Available data
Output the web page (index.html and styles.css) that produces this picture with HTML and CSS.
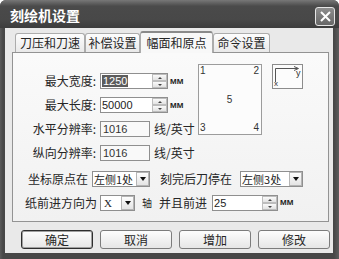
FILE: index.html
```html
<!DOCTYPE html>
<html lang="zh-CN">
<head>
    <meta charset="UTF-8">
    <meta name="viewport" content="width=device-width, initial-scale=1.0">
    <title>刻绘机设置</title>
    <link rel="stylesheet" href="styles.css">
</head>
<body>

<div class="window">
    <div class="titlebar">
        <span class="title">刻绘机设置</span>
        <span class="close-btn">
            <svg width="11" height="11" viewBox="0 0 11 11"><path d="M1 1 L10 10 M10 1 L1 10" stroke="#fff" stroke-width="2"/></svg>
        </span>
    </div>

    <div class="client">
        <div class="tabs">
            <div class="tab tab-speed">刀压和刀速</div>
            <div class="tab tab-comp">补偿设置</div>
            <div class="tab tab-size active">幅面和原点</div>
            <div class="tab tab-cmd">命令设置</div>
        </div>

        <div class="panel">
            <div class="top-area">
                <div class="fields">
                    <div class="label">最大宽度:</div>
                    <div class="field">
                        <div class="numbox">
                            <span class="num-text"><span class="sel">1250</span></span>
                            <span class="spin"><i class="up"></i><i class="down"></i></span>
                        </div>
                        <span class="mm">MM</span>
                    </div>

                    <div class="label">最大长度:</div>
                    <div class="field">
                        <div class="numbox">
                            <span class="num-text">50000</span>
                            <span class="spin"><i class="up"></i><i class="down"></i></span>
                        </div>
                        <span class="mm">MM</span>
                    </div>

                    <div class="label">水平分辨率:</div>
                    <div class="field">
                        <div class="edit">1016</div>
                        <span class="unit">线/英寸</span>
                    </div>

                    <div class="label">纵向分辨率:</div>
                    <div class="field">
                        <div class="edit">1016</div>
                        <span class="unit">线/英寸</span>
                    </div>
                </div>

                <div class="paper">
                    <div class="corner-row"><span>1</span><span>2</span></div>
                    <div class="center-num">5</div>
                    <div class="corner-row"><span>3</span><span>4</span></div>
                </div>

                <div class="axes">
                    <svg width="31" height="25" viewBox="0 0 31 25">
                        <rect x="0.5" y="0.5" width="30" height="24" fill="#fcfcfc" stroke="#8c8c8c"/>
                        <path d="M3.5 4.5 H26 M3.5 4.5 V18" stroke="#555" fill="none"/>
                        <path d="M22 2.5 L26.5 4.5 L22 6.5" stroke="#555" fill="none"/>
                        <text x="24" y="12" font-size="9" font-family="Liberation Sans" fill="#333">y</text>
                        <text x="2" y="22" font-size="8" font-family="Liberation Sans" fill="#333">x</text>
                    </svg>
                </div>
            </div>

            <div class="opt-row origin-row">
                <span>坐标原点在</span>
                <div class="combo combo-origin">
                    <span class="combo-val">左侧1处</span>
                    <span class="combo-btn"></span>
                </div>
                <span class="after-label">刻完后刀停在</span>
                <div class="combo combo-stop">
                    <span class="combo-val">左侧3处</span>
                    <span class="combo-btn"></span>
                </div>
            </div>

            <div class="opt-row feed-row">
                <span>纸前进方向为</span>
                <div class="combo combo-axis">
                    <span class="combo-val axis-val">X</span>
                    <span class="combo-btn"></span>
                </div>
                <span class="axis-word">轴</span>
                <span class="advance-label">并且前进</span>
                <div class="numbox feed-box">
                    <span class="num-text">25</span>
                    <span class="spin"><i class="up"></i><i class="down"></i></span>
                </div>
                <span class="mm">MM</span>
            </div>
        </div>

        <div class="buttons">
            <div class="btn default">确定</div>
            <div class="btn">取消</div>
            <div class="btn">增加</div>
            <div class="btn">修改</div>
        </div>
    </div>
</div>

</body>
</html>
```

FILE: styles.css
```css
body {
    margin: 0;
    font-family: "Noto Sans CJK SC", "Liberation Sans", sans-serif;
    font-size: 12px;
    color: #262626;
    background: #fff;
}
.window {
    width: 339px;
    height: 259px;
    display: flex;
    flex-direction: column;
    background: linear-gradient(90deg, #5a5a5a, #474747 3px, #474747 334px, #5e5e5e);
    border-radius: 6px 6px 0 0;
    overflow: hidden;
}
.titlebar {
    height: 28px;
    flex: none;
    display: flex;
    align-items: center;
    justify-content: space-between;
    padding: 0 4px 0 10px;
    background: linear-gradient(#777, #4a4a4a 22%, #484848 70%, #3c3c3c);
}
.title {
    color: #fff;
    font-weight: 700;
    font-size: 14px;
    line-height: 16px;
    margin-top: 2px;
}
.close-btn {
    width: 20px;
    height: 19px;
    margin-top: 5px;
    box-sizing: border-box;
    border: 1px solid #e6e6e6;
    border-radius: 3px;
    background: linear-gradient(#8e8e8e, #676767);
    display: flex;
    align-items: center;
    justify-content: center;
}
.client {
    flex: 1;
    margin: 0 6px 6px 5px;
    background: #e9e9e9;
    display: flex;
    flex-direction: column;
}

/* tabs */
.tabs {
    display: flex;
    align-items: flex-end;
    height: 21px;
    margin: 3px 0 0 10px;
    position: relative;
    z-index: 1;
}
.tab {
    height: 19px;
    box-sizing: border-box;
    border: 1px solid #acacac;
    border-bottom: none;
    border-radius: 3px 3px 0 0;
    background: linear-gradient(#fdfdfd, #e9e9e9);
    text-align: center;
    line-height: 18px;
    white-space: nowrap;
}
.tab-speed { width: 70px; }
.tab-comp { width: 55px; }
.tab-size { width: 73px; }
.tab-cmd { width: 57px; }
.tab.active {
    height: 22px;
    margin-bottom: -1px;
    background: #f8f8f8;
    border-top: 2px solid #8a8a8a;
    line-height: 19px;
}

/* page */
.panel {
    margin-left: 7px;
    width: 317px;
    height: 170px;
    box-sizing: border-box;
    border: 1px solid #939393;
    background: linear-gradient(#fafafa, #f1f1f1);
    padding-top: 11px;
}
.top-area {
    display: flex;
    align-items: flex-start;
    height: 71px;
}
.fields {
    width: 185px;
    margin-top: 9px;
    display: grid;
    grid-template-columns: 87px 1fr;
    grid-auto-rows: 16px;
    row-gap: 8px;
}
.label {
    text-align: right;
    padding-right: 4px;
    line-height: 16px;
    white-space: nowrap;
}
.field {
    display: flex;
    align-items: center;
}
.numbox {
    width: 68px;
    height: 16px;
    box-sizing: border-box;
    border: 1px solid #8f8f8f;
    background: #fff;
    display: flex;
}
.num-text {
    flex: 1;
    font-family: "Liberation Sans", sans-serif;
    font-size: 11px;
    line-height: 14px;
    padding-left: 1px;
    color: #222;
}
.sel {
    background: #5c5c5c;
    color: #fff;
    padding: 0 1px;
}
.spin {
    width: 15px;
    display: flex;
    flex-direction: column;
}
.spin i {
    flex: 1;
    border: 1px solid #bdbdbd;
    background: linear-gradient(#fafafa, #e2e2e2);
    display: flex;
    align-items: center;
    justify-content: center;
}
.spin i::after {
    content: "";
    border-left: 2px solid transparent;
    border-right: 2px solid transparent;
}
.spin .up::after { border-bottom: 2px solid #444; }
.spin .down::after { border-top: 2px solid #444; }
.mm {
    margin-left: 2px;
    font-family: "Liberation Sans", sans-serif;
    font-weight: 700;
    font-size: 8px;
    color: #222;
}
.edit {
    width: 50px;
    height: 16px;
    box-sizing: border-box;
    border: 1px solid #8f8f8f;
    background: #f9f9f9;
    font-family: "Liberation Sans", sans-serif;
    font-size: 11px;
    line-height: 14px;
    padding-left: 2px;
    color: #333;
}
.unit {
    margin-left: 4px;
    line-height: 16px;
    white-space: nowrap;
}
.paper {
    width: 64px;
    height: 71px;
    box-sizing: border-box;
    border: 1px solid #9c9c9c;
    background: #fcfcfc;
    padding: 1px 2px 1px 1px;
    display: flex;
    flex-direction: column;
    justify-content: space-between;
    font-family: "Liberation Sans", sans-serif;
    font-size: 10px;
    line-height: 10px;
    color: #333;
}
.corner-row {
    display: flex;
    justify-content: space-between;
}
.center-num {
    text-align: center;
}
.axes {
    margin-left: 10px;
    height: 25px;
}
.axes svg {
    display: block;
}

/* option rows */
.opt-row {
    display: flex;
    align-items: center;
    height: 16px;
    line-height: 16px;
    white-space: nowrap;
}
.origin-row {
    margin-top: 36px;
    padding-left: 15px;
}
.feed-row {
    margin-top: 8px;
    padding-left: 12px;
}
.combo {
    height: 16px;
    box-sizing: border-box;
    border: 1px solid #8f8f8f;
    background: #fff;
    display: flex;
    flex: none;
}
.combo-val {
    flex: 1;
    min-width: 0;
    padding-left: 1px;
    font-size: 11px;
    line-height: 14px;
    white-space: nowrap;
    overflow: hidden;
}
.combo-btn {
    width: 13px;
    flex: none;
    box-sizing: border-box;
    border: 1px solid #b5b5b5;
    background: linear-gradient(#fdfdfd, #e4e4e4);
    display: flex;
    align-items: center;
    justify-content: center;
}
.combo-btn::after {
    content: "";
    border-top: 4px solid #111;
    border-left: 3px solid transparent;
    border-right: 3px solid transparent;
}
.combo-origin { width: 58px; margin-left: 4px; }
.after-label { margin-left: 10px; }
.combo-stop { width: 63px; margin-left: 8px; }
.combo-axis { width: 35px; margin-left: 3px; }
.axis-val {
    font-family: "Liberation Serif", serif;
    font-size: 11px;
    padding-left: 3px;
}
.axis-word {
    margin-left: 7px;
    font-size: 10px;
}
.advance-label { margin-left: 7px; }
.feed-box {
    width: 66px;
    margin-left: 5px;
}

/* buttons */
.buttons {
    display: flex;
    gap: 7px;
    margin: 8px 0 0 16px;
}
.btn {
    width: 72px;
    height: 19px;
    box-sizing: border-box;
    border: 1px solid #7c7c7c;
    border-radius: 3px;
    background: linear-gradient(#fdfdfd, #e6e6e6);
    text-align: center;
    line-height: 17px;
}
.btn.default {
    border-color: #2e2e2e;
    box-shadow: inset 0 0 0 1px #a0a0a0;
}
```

Your instructions
What is the number of lines holding the word "index"? State it alone.

Problem solution
3